文系でもわかるレオロジー

ニュートンていう言葉、偉人伝でしか触れないと思っていました!

その2 非ニュートン流体って?

純物質というのは、おおむね、ニュートン流体と考えて問題はありません。しかし、ものを混ぜるという操作を行う攪拌機で扱う流体は、2種類以上の物質の混合物……、つまり、ほとんどが非ニュートン流体なのです。

非ニュートン流体とひとくくりにすれば単純ですが、そうもいかないのがレオロジーです。力のかけ方によって粘度が上がるもの、下がるもの、時間経過で粘度が変化するものもあります。また、読む本によって細かい定義が異なる場合もあり、説明が難しいのがこの非ニュートン流体です。
今回はそんな非ニュートン流体を身近な食品をまじえてざっと説明したいと思います。(^^)

非ニュートン流体は大きく分けて次の3つに分類されます。これとは別に、チクソトロピー、レオペクシーという厄介な言葉もありますが、これについてはその3で詳しく説明します。

■ビンガム流体(塑性流体 そせいりゅうたい)
バターはナイフで力を加えるとトーストに塗ることができますが、ある程度の力を加えないと動き出すことはありません。
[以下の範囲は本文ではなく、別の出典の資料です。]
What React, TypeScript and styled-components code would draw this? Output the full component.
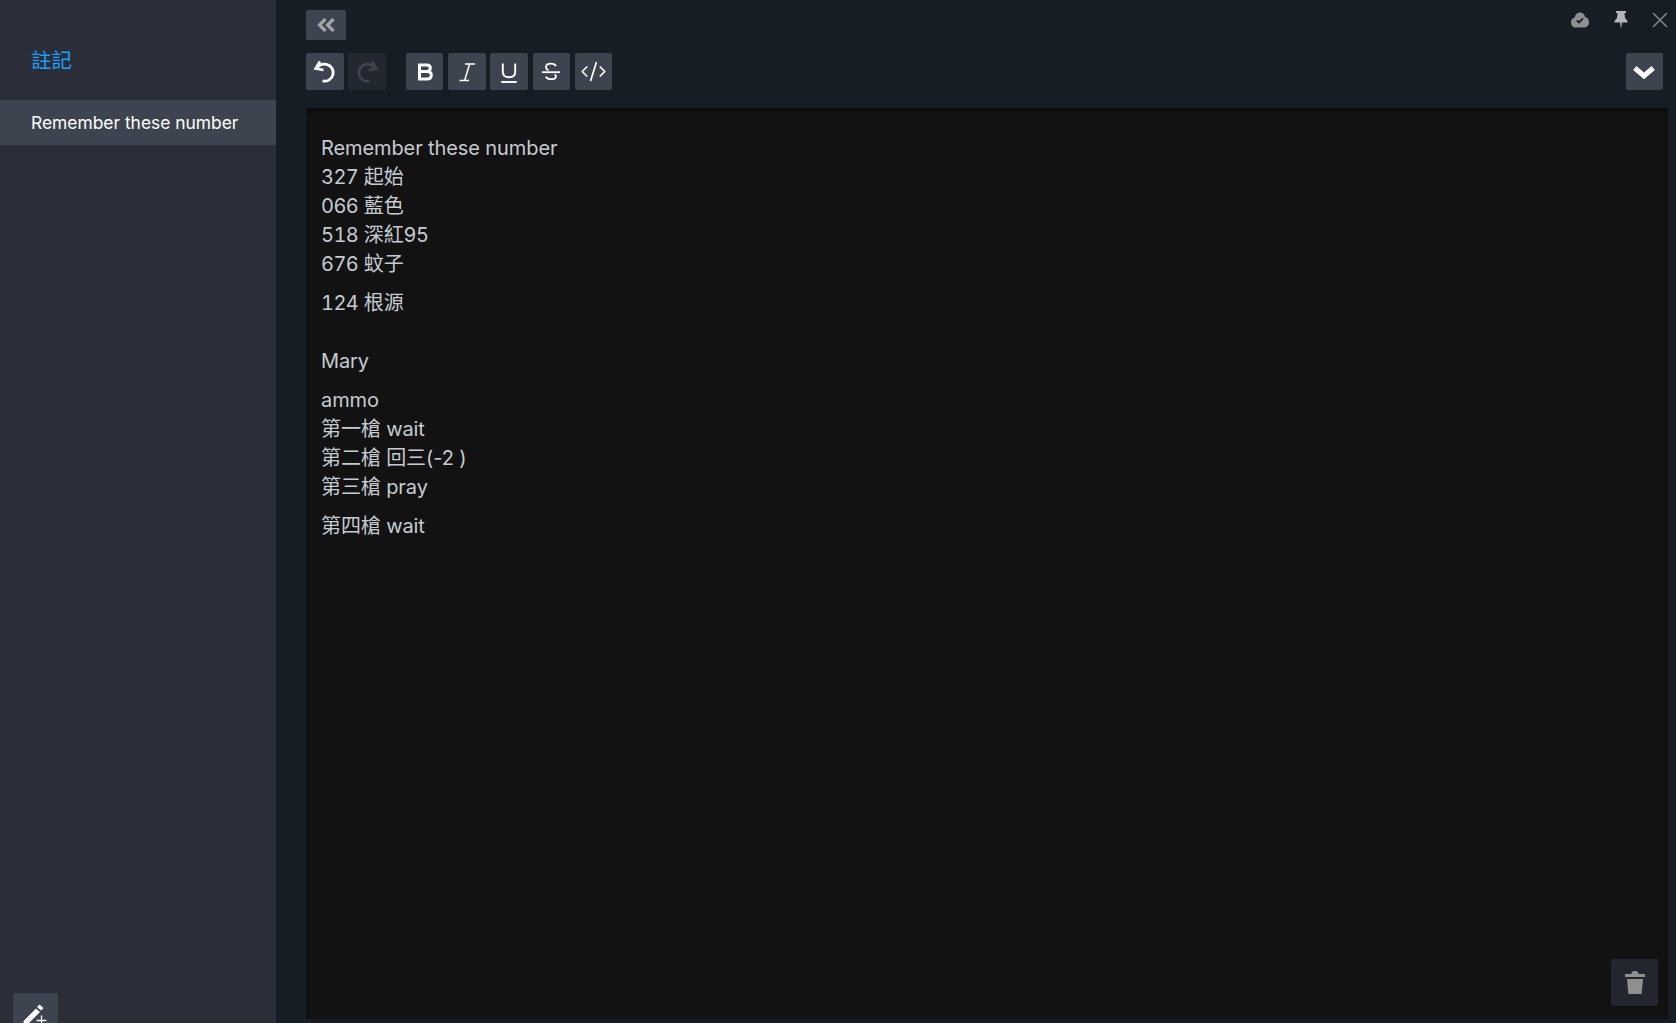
import React from "react";
import styled, { createGlobalStyle } from "styled-components";
import { CodeXml } from "lucide-react";

const Global = createGlobalStyle`
  html, body { margin: 0; padding: 0; height: 100%; background: #171d25; overflow: hidden; }
  #root { height: 100%; }
  * { box-sizing: border-box; }
`;

const FONT = `Inter, "Noto Sans CJK TC", sans-serif`;

const Shell = styled.div`
  display: flex;
  height: 1023px;
  overflow: hidden;
  font-family: ${FONT};
  background: #171d25;
`;

const Sidebar = styled.aside`
  width: 276px;
  flex: none;
  height: 1038px;
  background: #2b2e38;
  display: flex;
  flex-direction: column;
`;

const SidebarTitle = styled.div`
  height: 100px;
  padding: 18px 0 0 31px;
  display: flex;
  align-items: center;
  color: #1a9fff;
  font-size: 20.5px;
`;

const NoteRow = styled.div`
  height: 45px;
  background: #3d4450;
  color: #ffffff;
  font-size: 17.4px;
  display: flex;
  align-items: center;
  padding-left: 31px;
`;

const SidebarFoot = styled.div`
  margin-top: auto;
  padding: 0 0 0 13px;
`;

const IconButton = styled.button<{ $w?: number; $h?: number; $muted?: boolean }>`
  width: ${(p) => p.$w ?? 37.5}px;
  height: ${(p) => p.$h ?? 37}px;
  flex: none;
  padding: 0;
  border: none;
  border-radius: 2px;
  background: ${(p) => (p.$muted ? "#23272f" : "#3d4450")};
  color: ${(p) => (p.$muted ? "#3d4450" : "#ffffff")};
  display: flex;
  align-items: center;
  justify-content: center;
`;

const Main = styled.main`
  flex: 1;
  min-width: 0;
  display: flex;
  flex-direction: column;
  padding: 10px 8px 4px 30px;
`;

const TopRow = styled.div`
  height: 30px;
  display: flex;
  align-items: flex-start;
  justify-content: space-between;
`;

const WindowIcons = styled.div`
  display: flex;
  align-items: center;
  gap: 24px;
`;

const Toolbar = styled.div`
  margin-top: 13px;
  height: 37px;
  display: flex;
  align-items: center;
`;

const Group = styled.div`
  display: flex;
  gap: 4.7px;
`;

const FormatGroup = styled(Group)`
  margin-left: 20.3px;
`;

const Spacer = styled.div`
  flex: 1;
`;

const ChevronButton = styled(IconButton)`
  margin-right: 5px;
`;

const Editor = styled.section`
  position: relative;
  margin-top: 18px;
  flex: 1;
  background: #121212;
  box-shadow: inset 0 4px 5px -2px rgba(0, 0, 0, 0.45);
  color: #c6cbd1;
  font-size: 20px;
  letter-spacing: -0.1px;
  line-height: 29px;
  padding: 26px 15px;
`;

const Para = styled.p`
  margin: 0 0 10px;
`;

const BlankPara = styled.p`
  margin: 0 0 -10px;
  height: 29px;
`;

const Num = styled.span`
  font-variant-numeric: tabular-nums;
  letter-spacing: -0.55px;
`;

const TrashButton = styled(IconButton)`
  position: absolute;
  right: 10px;
  bottom: 13px;
  width: 47px;
  height: 47px;
  background: #23262e;
  color: #8f8f8f;
`;

const HookPath = () => (
  <>
    <path d="M9 3.5 L4.7 10.5 L12.5 12" />
    <path d="M5.5 10.3 C8.5 6.5 12.5 5.6 15.5 6.4 C20.5 7.6 23 12 22 16.5 C21 21 16.5 24 11.5 23" />
  </>
);

const UndoIcon = () => (
  <svg width="28" height="28" viewBox="0 0 28 28" fill="none" stroke="currentColor" strokeWidth="2.8">
    <HookPath />
  </svg>
);

const RedoIcon = () => (
  <svg width="28" height="28" viewBox="0 0 28 28" fill="none" stroke="currentColor" strokeWidth="2.8">
    <g transform="translate(28 0) scale(-1 1)">
      <HookPath />
    </g>
  </svg>
);

const DoubleLeft = () => (
  <svg width="20" height="18" viewBox="0 0 20 18" fill="none" stroke="#a2a4a8" strokeWidth="3.2">
    <path d="M9.5 3 L3.5 9 L9.5 15" />
    <path d="M17.5 3 L11.5 9 L17.5 15" />
  </svg>
);

const BoldIcon = () => (
  <svg width="20" height="20" viewBox="0 0 20 20" fill="none" stroke="#fff" strokeWidth="3" strokeLinejoin="round">
    <path d="M4.5 3 H11.8 C14.2 3 15.3 4.3 15.3 6 C15.3 8 14 9.5 11.8 9.5 H4.5 M11.8 9.5 C14.8 9.5 16.3 11 16.3 13 C16.3 15.4 14.8 17 11.8 17 H4.5 V1.5 M4.5 17 V18.5" />
  </svg>
);

const ItalicIcon = () => (
  <svg width="20" height="22" viewBox="0 0 20 22" fill="none" stroke="#fff" strokeWidth="1.5">
    <path d="M8 3 H18 M2.5 19.5 H12 M12.6 3 L7.6 19.5" />
  </svg>
);

const UnderlineIcon = () => (
  <svg width="20" height="24" viewBox="0 0 20 24" fill="none" stroke="#fff" strokeWidth="1.9">
    <path d="M3.8 3.5 V12 C3.8 15.8 6.2 17.2 10 17.2 C13.8 17.2 16.2 15.8 16.2 12 V3.5" />
    <path d="M2.2 22 H17.8" />
  </svg>
);

const StrikeIcon = () => (
  <svg width="20" height="24" viewBox="0 0 20 24" fill="none" stroke="#fff" strokeWidth="1.8">
    <path d="M15 6 C14 4.3 12.5 3.6 10 3.6 C7 3.6 5 5 5 7 C5 8.6 5.8 9.6 7.5 10.2" />
    <path d="M1 12.2 H19" />
    <path d="M13.6 14.4 C14.6 15 15 15.5 15 16.2 C15 18.2 13 19.2 10 19.2 C7.5 19.2 5.6 18.4 4.8 16.6" />
  </svg>
);

const CloudCheck = () => (
  <svg width="20" height="16" viewBox="0 0 20 16">
    <path fill="#8e8e8e" d="M10 0.5 C12.8 0.5 14.8 2.5 15 5 C17.6 5.4 19 7.5 19 10 C19 13.2 17 15.5 14.3 15.5 L5.4 15.5 C2.8 15.5 1 13.2 1 10.4 C1 8 2.2 6 4.6 5.4 C5 2.6 7.2 0.5 10 0.5 Z" />
    <path fill="none" stroke="#171d25" strokeWidth="1.8" d="M6.8 8.4 L9 10.4 L13 6.4" />
  </svg>
);

const Pin = () => (
  <svg width="14" height="20" viewBox="0 0 14 20" fill="#b4b6b9">
    <path d="M2 1 H12 V3 H10.5 L11 8 L13.5 11 V12.5 H.5 V11 L3 8 L3.5 3 H2 Z" />
    <path d="M6 12.5 H8 L7 19 Z" />
  </svg>
);

const CloseIcon = () => (
  <svg width="16" height="16" viewBox="0 0 16 16" fill="none" stroke="#7a8690" strokeWidth="1.6">
    <path d="M1 1 L15 15 M15 1 L1 15" />
  </svg>
);

const Chevron = () => (
  <svg width="26" height="18" viewBox="0 0 26 18" fill="none" stroke="#fff" strokeWidth="5">
    <path d="M3.8 5 L13 13 L22.2 5" />
  </svg>
);

const Trash = () => (
  <svg width="22" height="26" viewBox="0 0 22 26" fill="currentColor">
    <path d="M8 2.5 C8 1.5 9 1 11 1 C13 1 14 1.5 14 2.5 L15 4 H21 V7 H1 V4 H7 Z" />
    <path d="M3 9 H19 L17.6 24 H4.4 Z" />
  </svg>
);

const PencilPlus = () => (
  <svg width="34" height="34" viewBox="0 0 34 34" fill="#fff">
    <path d="M20.5 5.5 L24.5 9 L22 11.5 L18 8 Z" />
    <path d="M17 9.5 L21 13 L9 25 L3 28 L5 21.5 Z" />
    <path d="M21.8 16.5 H23.2 V20.8 H27.5 V22.2 H23.2 V26.5 H21.8 V22.2 H17.5 V20.8 H21.8 Z" />
  </svg>
);

export default function App() {
  return (
    <>
      <Global />
      <Shell>
        <Sidebar>
          <SidebarTitle>註記</SidebarTitle>
          <NoteRow>Remember these number</NoteRow>
          <SidebarFoot>
            <IconButton $w={45} $h={45}>
              <PencilPlus />
            </IconButton>
          </SidebarFoot>
        </Sidebar>
        <Main>
          <TopRow>
            <IconButton $w={40} $h={30}>
              <DoubleLeft />
            </IconButton>
            <WindowIcons>
              <CloudCheck />
              <Pin />
              <CloseIcon />
            </WindowIcons>
          </TopRow>
          <Toolbar>
            <Group>
              <IconButton>
                <UndoIcon />
              </IconButton>
              <IconButton $muted>
                <RedoIcon />
              </IconButton>
            </Group>
            <FormatGroup>
              <IconButton>
                <BoldIcon />
              </IconButton>
              <IconButton>
                <ItalicIcon />
              </IconButton>
              <IconButton>
                <UnderlineIcon />
              </IconButton>
              <IconButton>
                <StrikeIcon />
              </IconButton>
              <IconButton>
                <CodeXml size={27} strokeWidth={1.5} />
              </IconButton>
            </FormatGroup>
            <Spacer />
            <ChevronButton>
              <Chevron />
            </ChevronButton>
          </Toolbar>
          <Editor>
            <Para>
              Remember these number
              <br />
              <Num>327</Num> 起始
              <br />
              <Num>066</Num> 藍色
              <br />
              <Num>518</Num> 深紅<Num>95</Num>
              <br />
              <Num>676</Num> 蚊子
            </Para>
            <Para>
              <Num>124</Num> 根源
            </Para>
            <BlankPara />
            <Para>Mary</Para>
            <Para>
              ammo
              <br />
              第一槍 wait
              <br />
              第二槍 回三(-2 )
              <br />
              第三槍 pray
            </Para>
            <Para>第四槍 wait</Para>
            <TrashButton>
              <Trash />
            </TrashButton>
          </Editor>
        </Main>
      </Shell>
    </>
  );
}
このバターを流動させるために必要な力を降伏応力といい、その値を降伏値といいます。特に降伏値を持ちながら、流れ出すとニュートン流体のように一定の粘度となる挙動を示すものを「ビンガム流体(塑性流体)」といいます。

■擬塑性流体(ぎそせいりゅうたい)
降伏値は持ちませんが、力を加えることにより粘度が下がるものを「擬塑性流体」といいます。力を加えるまでは高い粘度を示すため、あたかもビンガム流体のような振る舞いをします。マヨネーズやケチャップなど、チューブに入った身近な食品の多くは、これにあたります。

■ダイラタント流体
擬塑性流体とは逆に、力を加えることにより、粘度が上がる流体を「ダイラタント流体」といいます。代表的なものとしては、片栗粉と水を1:1くらいで混ぜ合わせたものがこれにあたり、現象として、そーっと流すと、水のように流れますが、これを棒でかき混ぜると、ぎゅっと締まって流れにくくなります。
以前テレビで、この片栗粉と水を混ぜ合わせたものの上で沈まないように、ジタバタしている白衣を着た先生の姿を見たことがあります。これはまさに、ダイラタント流体の特性(ダイラタンシー)を利用した現象なのです。興味のある方は一度お試しあれ!